Transcribe the whole listing without a single picture.

> EXTRACTED INFORMATION:
-- -- --

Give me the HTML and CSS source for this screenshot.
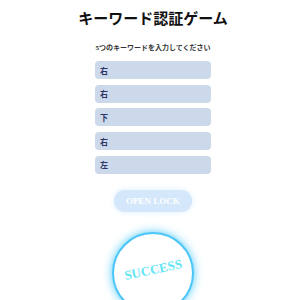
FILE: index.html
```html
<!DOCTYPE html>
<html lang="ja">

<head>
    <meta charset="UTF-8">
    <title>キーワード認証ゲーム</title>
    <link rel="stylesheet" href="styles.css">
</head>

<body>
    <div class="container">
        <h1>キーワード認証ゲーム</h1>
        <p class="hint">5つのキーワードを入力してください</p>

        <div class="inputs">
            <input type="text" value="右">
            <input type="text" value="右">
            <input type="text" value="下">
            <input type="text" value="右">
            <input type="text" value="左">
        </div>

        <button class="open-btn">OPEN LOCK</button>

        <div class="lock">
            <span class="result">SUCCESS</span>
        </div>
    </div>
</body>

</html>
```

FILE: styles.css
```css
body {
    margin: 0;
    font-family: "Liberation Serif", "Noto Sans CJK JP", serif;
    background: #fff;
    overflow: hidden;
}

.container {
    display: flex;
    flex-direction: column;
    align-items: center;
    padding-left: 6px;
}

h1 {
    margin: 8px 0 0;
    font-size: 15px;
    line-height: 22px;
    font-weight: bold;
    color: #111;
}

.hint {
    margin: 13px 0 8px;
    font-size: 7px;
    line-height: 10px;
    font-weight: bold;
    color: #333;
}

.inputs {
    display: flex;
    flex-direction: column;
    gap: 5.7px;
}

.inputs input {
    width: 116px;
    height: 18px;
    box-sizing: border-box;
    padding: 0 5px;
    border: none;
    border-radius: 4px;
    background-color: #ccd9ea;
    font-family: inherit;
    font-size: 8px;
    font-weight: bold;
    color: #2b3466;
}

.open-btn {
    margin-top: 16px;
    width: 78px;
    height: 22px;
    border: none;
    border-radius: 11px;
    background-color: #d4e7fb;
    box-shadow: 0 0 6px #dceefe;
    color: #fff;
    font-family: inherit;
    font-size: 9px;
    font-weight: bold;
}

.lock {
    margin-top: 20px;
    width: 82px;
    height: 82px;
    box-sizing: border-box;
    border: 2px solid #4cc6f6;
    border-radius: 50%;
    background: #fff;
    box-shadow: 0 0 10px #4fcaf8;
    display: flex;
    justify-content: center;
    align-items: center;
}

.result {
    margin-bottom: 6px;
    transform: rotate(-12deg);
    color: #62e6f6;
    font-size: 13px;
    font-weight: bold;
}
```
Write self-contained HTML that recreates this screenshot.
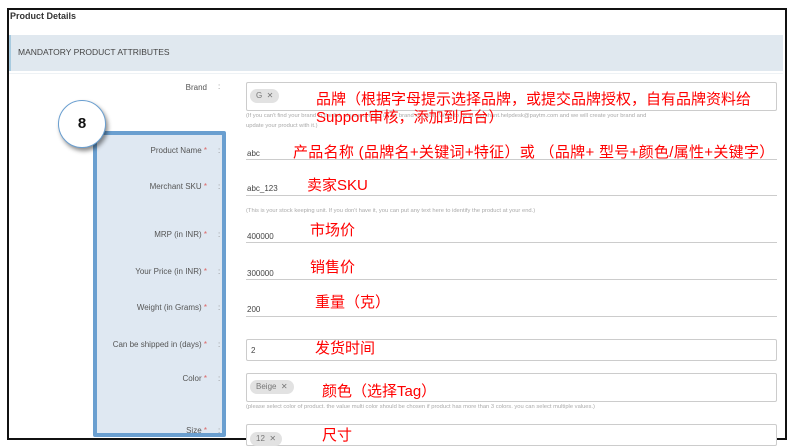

-- -- --

> SOLUTION FOR THIS TASK:
Give me the HTML and CSS source for this screenshot.
FILE: index.html
```html
<!DOCTYPE html>
<html lang="ja">

<head>
    <meta charset="UTF-8">
    <title>キーワード認証ゲーム</title>
    <link rel="stylesheet" href="styles.css">
</head>

<body>
    <div class="container">
        <h1>キーワード認証ゲーム</h1>
        <p class="hint">5つのキーワードを入力してください</p>

        <div class="inputs">
            <input type="text" value="右">
            <input type="text" value="右">
            <input type="text" value="下">
            <input type="text" value="右">
            <input type="text" value="左">
        </div>

        <button class="open-btn">OPEN LOCK</button>

        <div class="lock">
            <span class="result">SUCCESS</span>
        </div>
    </div>
</body>

</html>
```

FILE: styles.css
```css
body {
    margin: 0;
    font-family: "Liberation Serif", "Noto Sans CJK JP", serif;
    background: #fff;
    overflow: hidden;
}

.container {
    display: flex;
    flex-direction: column;
    align-items: center;
    padding-left: 6px;
}

h1 {
    margin: 8px 0 0;
    font-size: 15px;
    line-height: 22px;
    font-weight: bold;
    color: #111;
}

.hint {
    margin: 13px 0 8px;
    font-size: 7px;
    line-height: 10px;
    font-weight: bold;
    color: #333;
}

.inputs {
    display: flex;
    flex-direction: column;
    gap: 5.7px;
}

.inputs input {
    width: 116px;
    height: 18px;
    box-sizing: border-box;
    padding: 0 5px;
    border: none;
    border-radius: 4px;
    background-color: #ccd9ea;
    font-family: inherit;
    font-size: 8px;
    font-weight: bold;
    color: #2b3466;
}

.open-btn {
    margin-top: 16px;
    width: 78px;
    height: 22px;
    border: none;
    border-radius: 11px;
    background-color: #d4e7fb;
    box-shadow: 0 0 6px #dceefe;
    color: #fff;
    font-family: inherit;
    font-size: 9px;
    font-weight: bold;
}

.lock {
    margin-top: 20px;
    width: 82px;
    height: 82px;
    box-sizing: border-box;
    border: 2px solid #4cc6f6;
    border-radius: 50%;
    background: #fff;
    box-shadow: 0 0 10px #4fcaf8;
    display: flex;
    justify-content: center;
    align-items: center;
}

.result {
    margin-bottom: 6px;
    transform: rotate(-12deg);
    color: #62e6f6;
    font-size: 13px;
    font-weight: bold;
}
```
Write self-contained HTML that recreates this screenshot.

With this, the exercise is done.